Relative compact sequence

Question

I am reading a paper and there are some things I am struggling to understand. I will explain the setup below:

Let $X=C[0,1]$, with sup norm, and $(f_n)\subset X$. Suppose $(g_n)\subset X$ is relatively compact and $\|f_n-g_n\|_\infty\to 0$. The paper claims that this implies relative compactness of $(f_n)$.

Question 1) What exactly does relative compactness of $(f_n)$ mean? Since $X$ is a metric space, relative compactness of $Y\subset X$ is equivalent to every sequence in $Y$ having a convergent subsequence. But what exactly is a sequence in $(f_n)$? Is this just a subsequence of $(f_n)$?

Question 2) When thinking of compactness and $C[0,1]$, Arzela-Ascoli is usually the first thought. But in the event my last sentence of Q1 is false, is AA needed for such a deduction?

Thanks

Answer 1

Relative compactness of the sequence $(f_n)$ really means relative compactness of the set $S = \{f_n: n \in \mathbb{N}\}$. This means that the sequential characterisation of relative compactness for $(f_n)$ requires more than just that $(f_n)$ has a convergent subsequence.

The problem is that the sequence you choose in the set $S$ may not be in the same order as in the sequence $(f_n)$. However, any sequence in $S$ has a subsequence that is also a subsequence of $(f_n)$ and so $S$ is relatively compact iff every subsequence of $(f_n)$ has a further subsequence that converges.

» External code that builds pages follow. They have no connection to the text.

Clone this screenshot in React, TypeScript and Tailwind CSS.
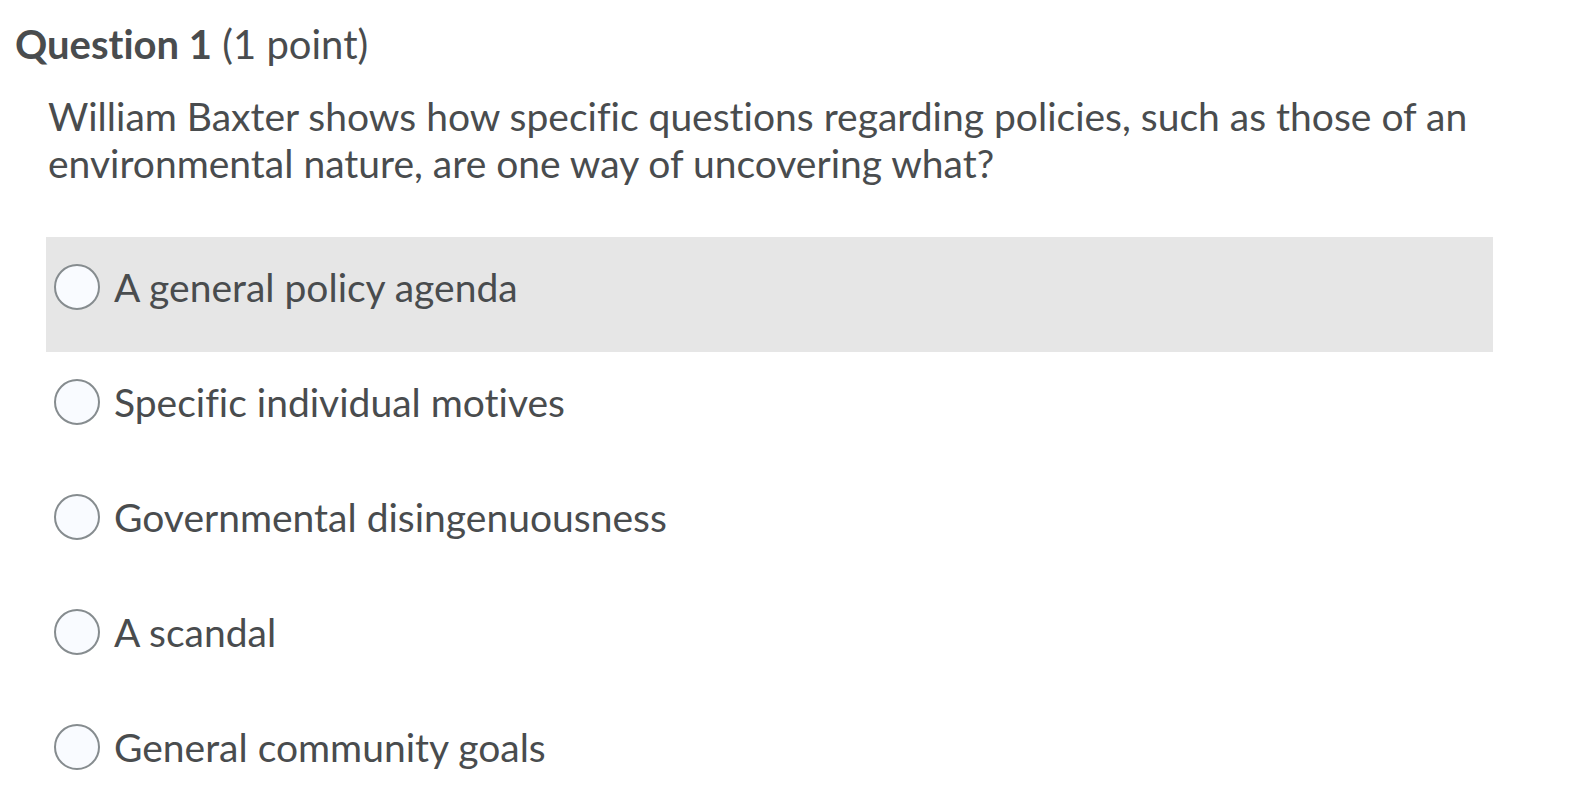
const options = [
  'A general policy agenda',
  'Specific individual motives',
  'Governmental disingenuousness',
  'A scandal',
  'General community goals',
]

export default function App() {
  return (
    <div className="h-[800px] w-full bg-white font-['Lato','Liberation_Sans',sans-serif] text-[#494c4e] [font-variant-ligatures:no-common-ligatures]">
      <h2 className="pl-[15px] pt-[22px] text-[40px] leading-[44px]">
        <span className="font-bold">Question 1</span> (1 point)
      </h2>

      <p className="mt-[27px] ml-[48px] w-[1440px] text-[39px] leading-[47px]">
        William Baxter shows how specific questions regarding policies, such as those of an environmental nature, are one way of uncovering what?
      </p>

      <div className="mt-[50px] ml-[46px] w-[1447px]">
        {options.map((option, i) => (
          <label
            key={option}
            className={`flex h-[115px] items-start pt-[27px] ${i === 0 ? 'bg-[#e6e6e6]' : ''}`}
          >
            <span className="flex h-[46px] items-center gap-[14px] pl-[8px]">
              <span className="h-[46px] w-[46px] shrink-0 rounded-full border-2 border-[#868c8f] bg-[#f9fbff]" />
              <span className="text-[39px] leading-[46px]">{option}</span>
            </span>
          </label>
        ))}
      </div>
    </div>
  )
}
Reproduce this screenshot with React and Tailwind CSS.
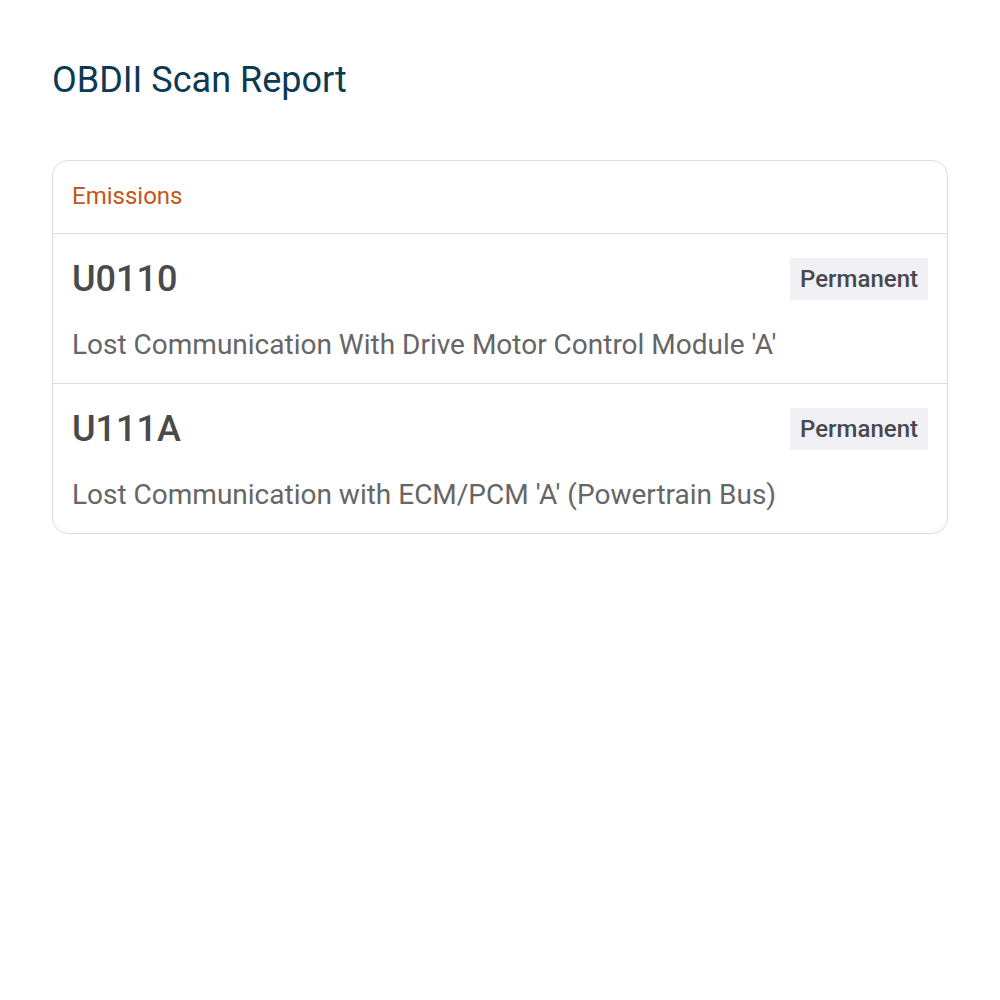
export default function App() {
  const codes = [
    { code: "U0110", status: "Permanent", desc: "Lost Communication With Drive Motor Control Module 'A'" },
    { code: "U111A", status: "Permanent", desc: "Lost Communication with ECM/PCM 'A' (Powertrain Bus)" },
  ];
  return (
    <div className="min-h-[1000px] bg-white px-[52px] pt-[56px]" style={{ fontFamily: "Roboto, 'Noto Sans', sans-serif" }}>
      <h1 className="text-[36px] leading-[48px] text-[#0b3a52]">OBDII Scan Report</h1>
      <div className="mt-[56px] rounded-[16px] border border-[#dcdcdc]">
        <div className="px-[19px] pt-[20px] pb-[22px] text-[24px] leading-[30px] text-[#c4561b]">Emissions</div>
        {codes.map((c) => (
          <div key={c.code} className="border-t border-[#dcdcdc] px-[19px] pt-[24px] pb-[20px]">
            <div className="flex h-[42px] items-center justify-between">
              <span className="text-[36px] font-medium text-[#4a4a4a]">{c.code}</span>
              <span className="flex h-[42px] items-center bg-[#f1f1f5] px-[10px] text-[24px] font-medium text-[#48484e]">{c.status}</span>
            </div>
            <div className="mt-[27px] text-[28px] leading-[36px] text-[#666]">{c.desc}</div>
          </div>
        ))}
      </div>
    </div>
  );
}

This makes the proposition you want straightforward, since given a subsequence $(f_{n_k})$ of $(f_n)$, $(g_{n_k})$ has a convergent subsequence $(g_{n_{k_j}})$ and then it is easy to check that $(f_{n_{k_j}})$ converges to the same limit.

Answer 2

1) yes, a sequence in $(f_n)$ is a subsequence of $(f_n)$ (or possibly a sequence with values in $\{f_n,\,n \geq 1\}$, which works in the same way).

2) no: just take a subsequence $f_{k_n}$, there is a subsequence $g_{k_{l_n}}$ of $g_{k_n}$ that converges, and since $\|f_{k_{l_n}}-g_{k_{l_n}}\| \rightarrow 0$, $f_{k_{l_n}}$ converges to the same limit.